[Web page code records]
● ● ● ● ●
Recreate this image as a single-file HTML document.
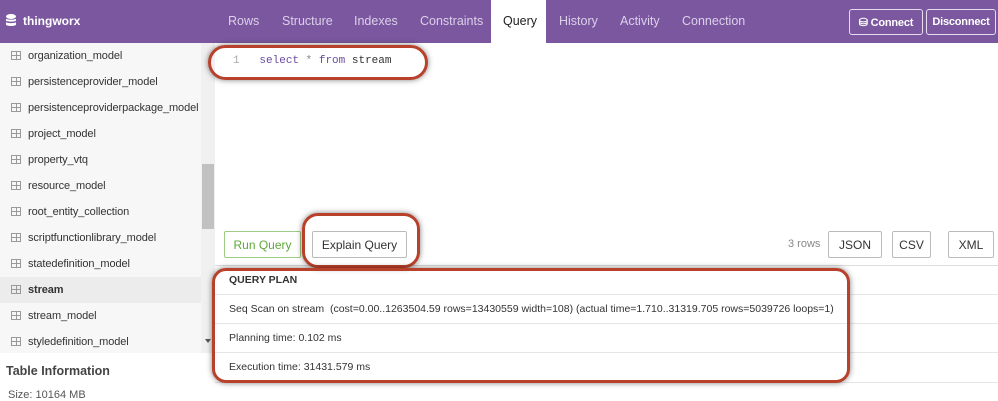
<!DOCTYPE html>
<html><head><style>
*{box-sizing:border-box;margin:0;padding:0}
body{width:998px;height:401px;overflow:hidden;background:#fff;font-family:"Liberation Sans",sans-serif;font-size:12px;color:#333;position:relative}
.hdr{position:absolute;left:0;top:0;width:998px;height:43px;background:#7a579f}
.logo{position:absolute;left:23px;top:14px;color:#fff;font-weight:bold;font-size:12px}
.tab{position:absolute;top:14px;color:#ddd0ea;font-size:12.5px}
.qtab{position:absolute;left:491px;top:0;width:55px;height:44px;background:#fff;color:#222;font-size:12.5px;padding:14px 0 0 12px}
.hbtn{position:absolute;top:9px;height:26px;border:1px solid #e6ddf0;border-radius:3px;color:#fff;font-weight:bold;font-size:11px;padding:6px 0 0 0;text-align:center;letter-spacing:-.2px}
.side{position:absolute;left:0;top:43px;width:201px;height:310px;background:#f7f7f7}
.item{position:absolute;left:0;width:201px;height:26px;padding:7px 0 0 28px;font-size:11px;color:#333;letter-spacing:-.1px}
.item i{position:absolute;left:11px;top:8px;width:10px;height:9px;border:1px solid #999;background:linear-gradient(#999,#999) 0 3px/100% 1px no-repeat,linear-gradient(#999,#999) 4px 0/1px 100% no-repeat}
.sb{position:absolute;left:201px;top:43px;width:14px;height:310px;background:#f0f0f0}
.btn{position:absolute;top:231px;height:27px;border:1px solid #bbb;border-radius:2px;font-size:12px;text-align:center;padding-top:6px;background:#fff}
.row{position:absolute;left:215px;width:783px;border-bottom:1px solid #e6e6e6;padding-left:14px;font-size:10.5px}
.oval{position:absolute;border:3px solid #b8412b;border-radius:16px;box-shadow:0 0 6px rgba(0,0,0,.5)}
</style></head><body>
<div class="hdr">
 <svg style="position:absolute;left:6px;top:14px" width="10" height="13" viewBox="0 0 10 13"><ellipse cx="5" cy="2.5" rx="5" ry="2.5" fill="#fff"/><path d="M0 4.5c0 1.5 10 1.5 10 0v2c0 1.5-10 1.5-10 0zM0 8c0 1.5 10 1.5 10 0v2.5c0 2-10 2-10 0z" fill="#fff"/></svg>
 <div class="logo">thingworx</div>
 <div class="tab" style="left:228px">Rows</div>
 <div class="tab" style="left:282px">Structure</div>
 <div class="tab" style="left:354px">Indexes</div>
 <div class="tab" style="left:420px">Constraints</div>
 <div class="qtab">Query</div>
 <div class="tab" style="left:559px">History</div>
 <div class="tab" style="left:620px">Activity</div>
 <div class="tab" style="left:682px">Connection</div>
 <div class="hbtn" style="left:849px;width:74px">&#9921; Connect</div>
 <div class="hbtn" style="left:926px;width:70px">Disconnect</div>
</div>
<div class="side">
 <div class="item" style="top:0"><i></i>organization_model</div>
 <div class="item" style="top:26px"><i></i>persistenceprovider_model</div>
 <div class="item" style="top:52px"><i></i>persistenceproviderpackage_model</div>
 <div class="item" style="top:78px"><i></i>project_model</div>
 <div class="item" style="top:104px"><i></i>property_vtq</div>
 <div class="item" style="top:130px"><i></i>resource_model</div>
 <div class="item" style="top:156px"><i></i>root_entity_collection</div>
 <div class="item" style="top:182px"><i></i>scriptfunctionlibrary_model</div>
 <div class="item" style="top:208px"><i></i>statedefinition_model</div>
 <div class="item" style="top:234px;background:#ececec;font-weight:bold"><i></i>stream</div>
 <div class="item" style="top:260px"><i></i>stream_model</div>
 <div class="item" style="top:286px"><i></i>styledefinition_model</div>
</div>
<div class="sb"><div style="position:absolute;left:1px;top:121px;width:12px;height:65px;background:#c1c1c1"></div><div style="position:absolute;left:4px;top:296px;border:3px solid transparent;border-top:4px solid #555"></div></div>
<div style="position:absolute;left:6px;top:364px;font-weight:bold;font-size:12.5px;color:#444">Table Information</div>
<div style="position:absolute;left:8px;top:389px;font-size:11px;color:#555">Size: 10164 MB</div>

<div style="position:absolute;left:233px;top:55px;font-family:'Liberation Mono',monospace;font-size:11px"><span style="color:#aaa">1</span>&nbsp;&nbsp;&nbsp;<span style="color:#6a4c9c">select</span> <span style="color:#888">*</span> <span style="color:#6a4c9c">from</span> stream</div>

<div class="btn" style="left:224px;width:77px;border-color:#9ccc85;color:#5fa83a">Run Query</div>
<div class="btn" style="left:312px;width:95px;color:#333">Explain Query</div>
<div style="position:absolute;left:788px;top:238px;font-size:11px;color:#888">3 rows</div>
<div class="btn" style="left:828px;width:54px">JSON</div>
<div class="btn" style="left:892px;width:39px">CSV</div>
<div class="btn" style="left:948px;width:46px">XML</div>
<div style="position:absolute;left:215px;top:265px;width:783px;border-top:1px solid #ddd"></div>
<div class="row" style="top:266px;height:29px;padding-top:8px;font-weight:bold">QUERY PLAN</div>
<div class="row" style="top:295px;height:29px;padding-top:8px;letter-spacing:0">Seq Scan on stream&nbsp; (cost=0.00..1263504.59 rows=13430559 width=108) (actual time=1.710..31319.705 rows=5039726 loops=1)</div>
<div class="row" style="top:324px;height:29px;padding-top:8px">Planning time: 0.102 ms</div>
<div class="row" style="top:353px;height:30px;padding-top:8px">Execution time: 31431.579 ms</div>

<div class="oval" style="left:208px;top:45px;width:220px;height:35px;border-radius:18px"></div>
<div class="oval" style="left:302px;top:213px;width:118px;height:55px;border-radius:16px"></div>
<div class="oval" style="left:212px;top:268px;width:638px;height:115px;border-radius:14px"></div>
</body></html>
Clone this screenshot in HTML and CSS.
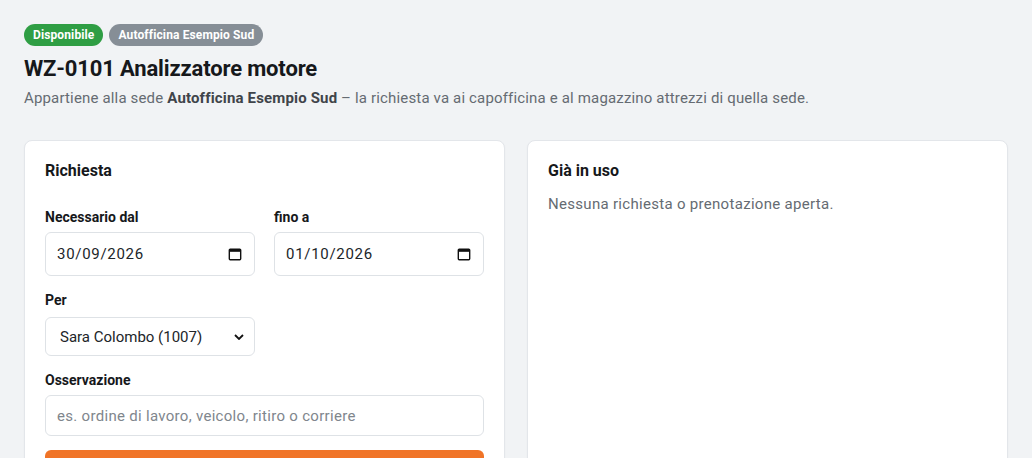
● ● ● ● ●
→ PROBLEM TO SOLVE:
Set down the records in full and exactly. Do not carry over any image.

→ WRITTEN RESPONSE:
Recreate this image as a single-file HTML document.
<!DOCTYPE html>
<html><head><style>
*{box-sizing:border-box;margin:0;padding:0}
body{width:998px;height:401px;overflow:hidden;background:#fff;font-family:"Liberation Sans",sans-serif;font-size:12px;color:#333;position:relative}
.hdr{position:absolute;left:0;top:0;width:998px;height:43px;background:#7a579f}
.logo{position:absolute;left:23px;top:14px;color:#fff;font-weight:bold;font-size:12px}
.tab{position:absolute;top:14px;color:#ddd0ea;font-size:12.5px}
.qtab{position:absolute;left:491px;top:0;width:55px;height:44px;background:#fff;color:#222;font-size:12.5px;padding:14px 0 0 12px}
.hbtn{position:absolute;top:9px;height:26px;border:1px solid #e6ddf0;border-radius:3px;color:#fff;font-weight:bold;font-size:11px;padding:6px 0 0 0;text-align:center;letter-spacing:-.2px}
.side{position:absolute;left:0;top:43px;width:201px;height:310px;background:#f7f7f7}
.item{position:absolute;left:0;width:201px;height:26px;padding:7px 0 0 28px;font-size:11px;color:#333;letter-spacing:-.1px}
.item i{position:absolute;left:11px;top:8px;width:10px;height:9px;border:1px solid #999;background:linear-gradient(#999,#999) 0 3px/100% 1px no-repeat,linear-gradient(#999,#999) 4px 0/1px 100% no-repeat}
.sb{position:absolute;left:201px;top:43px;width:14px;height:310px;background:#f0f0f0}
.btn{position:absolute;top:231px;height:27px;border:1px solid #bbb;border-radius:2px;font-size:12px;text-align:center;padding-top:6px;background:#fff}
.row{position:absolute;left:215px;width:783px;border-bottom:1px solid #e6e6e6;padding-left:14px;font-size:10.5px}
.oval{position:absolute;border:3px solid #b8412b;border-radius:16px;box-shadow:0 0 6px rgba(0,0,0,.5)}
</style></head><body>
<div class="hdr">
 <svg style="position:absolute;left:6px;top:14px" width="10" height="13" viewBox="0 0 10 13"><ellipse cx="5" cy="2.5" rx="5" ry="2.5" fill="#fff"/><path d="M0 4.5c0 1.5 10 1.5 10 0v2c0 1.5-10 1.5-10 0zM0 8c0 1.5 10 1.5 10 0v2.5c0 2-10 2-10 0z" fill="#fff"/></svg>
 <div class="logo">thingworx</div>
 <div class="tab" style="left:228px">Rows</div>
 <div class="tab" style="left:282px">Structure</div>
 <div class="tab" style="left:354px">Indexes</div>
 <div class="tab" style="left:420px">Constraints</div>
 <div class="qtab">Query</div>
 <div class="tab" style="left:559px">History</div>
 <div class="tab" style="left:620px">Activity</div>
 <div class="tab" style="left:682px">Connection</div>
 <div class="hbtn" style="left:849px;width:74px">&#9921; Connect</div>
 <div class="hbtn" style="left:926px;width:70px">Disconnect</div>
</div>
<div class="side">
 <div class="item" style="top:0"><i></i>organization_model</div>
 <div class="item" style="top:26px"><i></i>persistenceprovider_model</div>
 <div class="item" style="top:52px"><i></i>persistenceproviderpackage_model</div>
 <div class="item" style="top:78px"><i></i>project_model</div>
 <div class="item" style="top:104px"><i></i>property_vtq</div>
 <div class="item" style="top:130px"><i></i>resource_model</div>
 <div class="item" style="top:156px"><i></i>root_entity_collection</div>
 <div class="item" style="top:182px"><i></i>scriptfunctionlibrary_model</div>
 <div class="item" style="top:208px"><i></i>statedefinition_model</div>
 <div class="item" style="top:234px;background:#ececec;font-weight:bold"><i></i>stream</div>
 <div class="item" style="top:260px"><i></i>stream_model</div>
 <div class="item" style="top:286px"><i></i>styledefinition_model</div>
</div>
<div class="sb"><div style="position:absolute;left:1px;top:121px;width:12px;height:65px;background:#c1c1c1"></div><div style="position:absolute;left:4px;top:296px;border:3px solid transparent;border-top:4px solid #555"></div></div>
<div style="position:absolute;left:6px;top:364px;font-weight:bold;font-size:12.5px;color:#444">Table Information</div>
<div style="position:absolute;left:8px;top:389px;font-size:11px;color:#555">Size: 10164 MB</div>

<div style="position:absolute;left:233px;top:55px;font-family:'Liberation Mono',monospace;font-size:11px"><span style="color:#aaa">1</span>&nbsp;&nbsp;&nbsp;<span style="color:#6a4c9c">select</span> <span style="color:#888">*</span> <span style="color:#6a4c9c">from</span> stream</div>

<div class="btn" style="left:224px;width:77px;border-color:#9ccc85;color:#5fa83a">Run Query</div>
<div class="btn" style="left:312px;width:95px;color:#333">Explain Query</div>
<div style="position:absolute;left:788px;top:238px;font-size:11px;color:#888">3 rows</div>
<div class="btn" style="left:828px;width:54px">JSON</div>
<div class="btn" style="left:892px;width:39px">CSV</div>
<div class="btn" style="left:948px;width:46px">XML</div>
<div style="position:absolute;left:215px;top:265px;width:783px;border-top:1px solid #ddd"></div>
<div class="row" style="top:266px;height:29px;padding-top:8px;font-weight:bold">QUERY PLAN</div>
<div class="row" style="top:295px;height:29px;padding-top:8px;letter-spacing:0">Seq Scan on stream&nbsp; (cost=0.00..1263504.59 rows=13430559 width=108) (actual time=1.710..31319.705 rows=5039726 loops=1)</div>
<div class="row" style="top:324px;height:29px;padding-top:8px">Planning time: 0.102 ms</div>
<div class="row" style="top:353px;height:30px;padding-top:8px">Execution time: 31431.579 ms</div>

<div class="oval" style="left:208px;top:45px;width:220px;height:35px;border-radius:18px"></div>
<div class="oval" style="left:302px;top:213px;width:118px;height:55px;border-radius:16px"></div>
<div class="oval" style="left:212px;top:268px;width:638px;height:115px;border-radius:14px"></div>
</body></html>
Clone this screenshot in HTML and CSS.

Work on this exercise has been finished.